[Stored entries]

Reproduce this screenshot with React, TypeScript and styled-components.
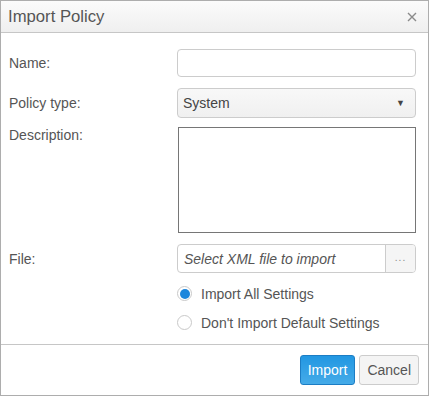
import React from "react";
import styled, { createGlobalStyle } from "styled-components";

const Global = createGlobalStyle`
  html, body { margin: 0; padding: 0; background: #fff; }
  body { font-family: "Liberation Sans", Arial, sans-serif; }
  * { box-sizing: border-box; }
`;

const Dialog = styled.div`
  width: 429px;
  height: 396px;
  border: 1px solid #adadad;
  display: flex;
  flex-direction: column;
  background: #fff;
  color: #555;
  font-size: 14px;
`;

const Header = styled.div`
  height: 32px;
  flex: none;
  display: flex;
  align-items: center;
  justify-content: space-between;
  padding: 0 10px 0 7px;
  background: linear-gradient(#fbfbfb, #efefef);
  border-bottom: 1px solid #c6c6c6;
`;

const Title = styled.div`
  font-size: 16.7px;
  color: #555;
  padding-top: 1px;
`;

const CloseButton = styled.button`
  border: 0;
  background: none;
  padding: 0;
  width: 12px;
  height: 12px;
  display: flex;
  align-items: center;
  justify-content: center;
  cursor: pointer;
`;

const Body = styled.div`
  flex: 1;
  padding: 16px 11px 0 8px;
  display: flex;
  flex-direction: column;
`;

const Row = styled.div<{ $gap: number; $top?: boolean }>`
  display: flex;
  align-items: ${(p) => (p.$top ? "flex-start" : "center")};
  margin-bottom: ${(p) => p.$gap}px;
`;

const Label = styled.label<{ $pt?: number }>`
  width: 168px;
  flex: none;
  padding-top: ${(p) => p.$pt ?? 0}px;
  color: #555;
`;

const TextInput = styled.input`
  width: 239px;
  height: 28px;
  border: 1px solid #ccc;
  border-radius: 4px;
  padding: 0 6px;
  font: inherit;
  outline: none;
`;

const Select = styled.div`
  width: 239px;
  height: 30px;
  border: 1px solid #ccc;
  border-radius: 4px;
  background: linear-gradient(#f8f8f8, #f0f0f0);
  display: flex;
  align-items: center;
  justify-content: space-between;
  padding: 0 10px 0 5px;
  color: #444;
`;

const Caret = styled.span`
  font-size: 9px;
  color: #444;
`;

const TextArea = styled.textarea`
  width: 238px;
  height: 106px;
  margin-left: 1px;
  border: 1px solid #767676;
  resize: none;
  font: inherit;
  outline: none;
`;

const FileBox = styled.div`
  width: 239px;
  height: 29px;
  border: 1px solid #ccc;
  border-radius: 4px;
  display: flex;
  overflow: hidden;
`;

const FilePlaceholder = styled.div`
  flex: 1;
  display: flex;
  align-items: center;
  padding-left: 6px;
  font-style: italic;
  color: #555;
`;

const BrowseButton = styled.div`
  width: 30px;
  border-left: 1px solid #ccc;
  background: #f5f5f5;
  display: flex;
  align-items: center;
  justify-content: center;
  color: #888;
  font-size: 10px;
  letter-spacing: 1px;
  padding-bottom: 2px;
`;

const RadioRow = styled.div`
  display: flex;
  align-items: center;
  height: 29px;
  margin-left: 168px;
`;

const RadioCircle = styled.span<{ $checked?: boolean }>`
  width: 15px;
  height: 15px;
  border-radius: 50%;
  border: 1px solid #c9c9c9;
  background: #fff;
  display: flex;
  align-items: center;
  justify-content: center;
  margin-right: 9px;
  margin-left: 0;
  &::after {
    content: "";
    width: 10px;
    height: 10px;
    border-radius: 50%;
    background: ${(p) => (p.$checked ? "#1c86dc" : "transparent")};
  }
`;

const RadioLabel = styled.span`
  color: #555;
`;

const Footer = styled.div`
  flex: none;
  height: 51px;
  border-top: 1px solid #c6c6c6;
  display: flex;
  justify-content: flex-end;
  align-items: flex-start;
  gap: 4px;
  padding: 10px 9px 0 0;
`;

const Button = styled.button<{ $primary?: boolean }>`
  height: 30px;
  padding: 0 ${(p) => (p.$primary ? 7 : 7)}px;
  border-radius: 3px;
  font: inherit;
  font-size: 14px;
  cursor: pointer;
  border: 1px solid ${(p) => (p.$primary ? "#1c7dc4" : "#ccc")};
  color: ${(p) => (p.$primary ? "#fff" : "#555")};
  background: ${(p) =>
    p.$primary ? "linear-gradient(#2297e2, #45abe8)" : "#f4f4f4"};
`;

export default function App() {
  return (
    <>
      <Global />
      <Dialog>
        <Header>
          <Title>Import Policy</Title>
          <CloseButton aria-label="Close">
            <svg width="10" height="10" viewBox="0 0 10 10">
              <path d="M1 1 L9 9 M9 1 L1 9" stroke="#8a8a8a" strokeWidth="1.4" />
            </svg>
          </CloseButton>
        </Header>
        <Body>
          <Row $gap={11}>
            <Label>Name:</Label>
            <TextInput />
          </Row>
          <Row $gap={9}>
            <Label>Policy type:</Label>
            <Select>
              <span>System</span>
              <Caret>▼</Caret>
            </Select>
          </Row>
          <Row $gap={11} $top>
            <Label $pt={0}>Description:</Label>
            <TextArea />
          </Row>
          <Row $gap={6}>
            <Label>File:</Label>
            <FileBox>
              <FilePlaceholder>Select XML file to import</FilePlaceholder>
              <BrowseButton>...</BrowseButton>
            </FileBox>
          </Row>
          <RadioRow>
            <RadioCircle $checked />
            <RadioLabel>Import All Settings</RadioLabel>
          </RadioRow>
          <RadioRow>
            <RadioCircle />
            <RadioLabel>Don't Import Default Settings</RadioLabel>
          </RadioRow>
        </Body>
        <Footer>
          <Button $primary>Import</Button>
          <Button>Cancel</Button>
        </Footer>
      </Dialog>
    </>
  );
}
* * *
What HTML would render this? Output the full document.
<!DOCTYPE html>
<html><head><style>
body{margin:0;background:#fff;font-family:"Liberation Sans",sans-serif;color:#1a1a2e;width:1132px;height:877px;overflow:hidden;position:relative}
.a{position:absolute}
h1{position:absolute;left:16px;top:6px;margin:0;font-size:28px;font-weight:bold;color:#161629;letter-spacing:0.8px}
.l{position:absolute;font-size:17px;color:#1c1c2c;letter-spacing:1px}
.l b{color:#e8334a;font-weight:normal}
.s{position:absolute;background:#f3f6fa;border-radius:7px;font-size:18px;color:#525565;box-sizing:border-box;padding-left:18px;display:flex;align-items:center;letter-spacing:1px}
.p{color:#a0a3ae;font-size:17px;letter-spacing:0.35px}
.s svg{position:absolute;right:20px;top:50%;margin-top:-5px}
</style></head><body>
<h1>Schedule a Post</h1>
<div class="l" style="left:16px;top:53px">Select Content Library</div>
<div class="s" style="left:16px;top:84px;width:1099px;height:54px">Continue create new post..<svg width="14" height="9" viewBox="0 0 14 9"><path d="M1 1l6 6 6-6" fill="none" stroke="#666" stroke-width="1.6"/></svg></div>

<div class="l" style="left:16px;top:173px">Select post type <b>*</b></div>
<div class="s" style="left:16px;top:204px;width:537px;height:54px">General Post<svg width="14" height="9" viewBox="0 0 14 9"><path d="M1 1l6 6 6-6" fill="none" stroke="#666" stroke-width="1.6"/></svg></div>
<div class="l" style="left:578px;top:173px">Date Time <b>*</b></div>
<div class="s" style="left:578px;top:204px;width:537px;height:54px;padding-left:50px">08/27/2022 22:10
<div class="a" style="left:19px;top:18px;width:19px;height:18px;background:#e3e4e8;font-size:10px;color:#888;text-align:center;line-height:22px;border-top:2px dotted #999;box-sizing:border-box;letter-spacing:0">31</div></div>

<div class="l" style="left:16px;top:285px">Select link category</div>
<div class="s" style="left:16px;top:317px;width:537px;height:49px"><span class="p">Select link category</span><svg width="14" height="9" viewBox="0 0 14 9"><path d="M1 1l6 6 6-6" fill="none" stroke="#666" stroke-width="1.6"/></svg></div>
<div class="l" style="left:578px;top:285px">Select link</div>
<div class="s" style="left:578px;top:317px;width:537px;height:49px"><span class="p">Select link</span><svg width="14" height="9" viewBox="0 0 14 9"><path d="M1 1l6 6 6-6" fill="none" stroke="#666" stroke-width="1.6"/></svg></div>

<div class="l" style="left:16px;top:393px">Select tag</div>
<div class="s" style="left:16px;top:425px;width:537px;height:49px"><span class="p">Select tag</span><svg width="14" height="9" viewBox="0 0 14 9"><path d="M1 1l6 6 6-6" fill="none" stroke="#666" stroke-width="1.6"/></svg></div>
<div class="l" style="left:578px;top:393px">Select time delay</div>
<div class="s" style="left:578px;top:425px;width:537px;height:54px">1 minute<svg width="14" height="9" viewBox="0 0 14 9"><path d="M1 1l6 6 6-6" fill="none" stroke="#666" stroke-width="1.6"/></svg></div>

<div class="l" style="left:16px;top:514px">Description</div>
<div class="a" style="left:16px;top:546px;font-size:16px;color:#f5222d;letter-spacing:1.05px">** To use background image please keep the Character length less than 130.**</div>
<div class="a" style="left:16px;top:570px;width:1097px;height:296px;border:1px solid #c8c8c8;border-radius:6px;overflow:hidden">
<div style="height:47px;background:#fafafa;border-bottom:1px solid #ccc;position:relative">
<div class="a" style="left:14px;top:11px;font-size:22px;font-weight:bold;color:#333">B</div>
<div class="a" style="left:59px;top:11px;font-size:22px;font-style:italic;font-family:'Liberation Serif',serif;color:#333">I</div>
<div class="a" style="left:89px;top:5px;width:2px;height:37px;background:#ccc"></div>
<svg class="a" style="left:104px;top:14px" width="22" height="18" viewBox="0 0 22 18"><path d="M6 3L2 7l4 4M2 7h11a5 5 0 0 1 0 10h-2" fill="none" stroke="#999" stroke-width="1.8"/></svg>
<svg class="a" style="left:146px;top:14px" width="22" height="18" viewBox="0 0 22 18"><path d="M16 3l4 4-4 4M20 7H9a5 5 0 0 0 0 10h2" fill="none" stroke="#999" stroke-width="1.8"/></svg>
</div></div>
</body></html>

■ Work to do
Lines of the material that contain the word "components" are to be gathered.

■ Exercise output
Reproduce this screenshot with React, TypeScript and styled-components.
import styled, { createGlobalStyle } from "styled-components";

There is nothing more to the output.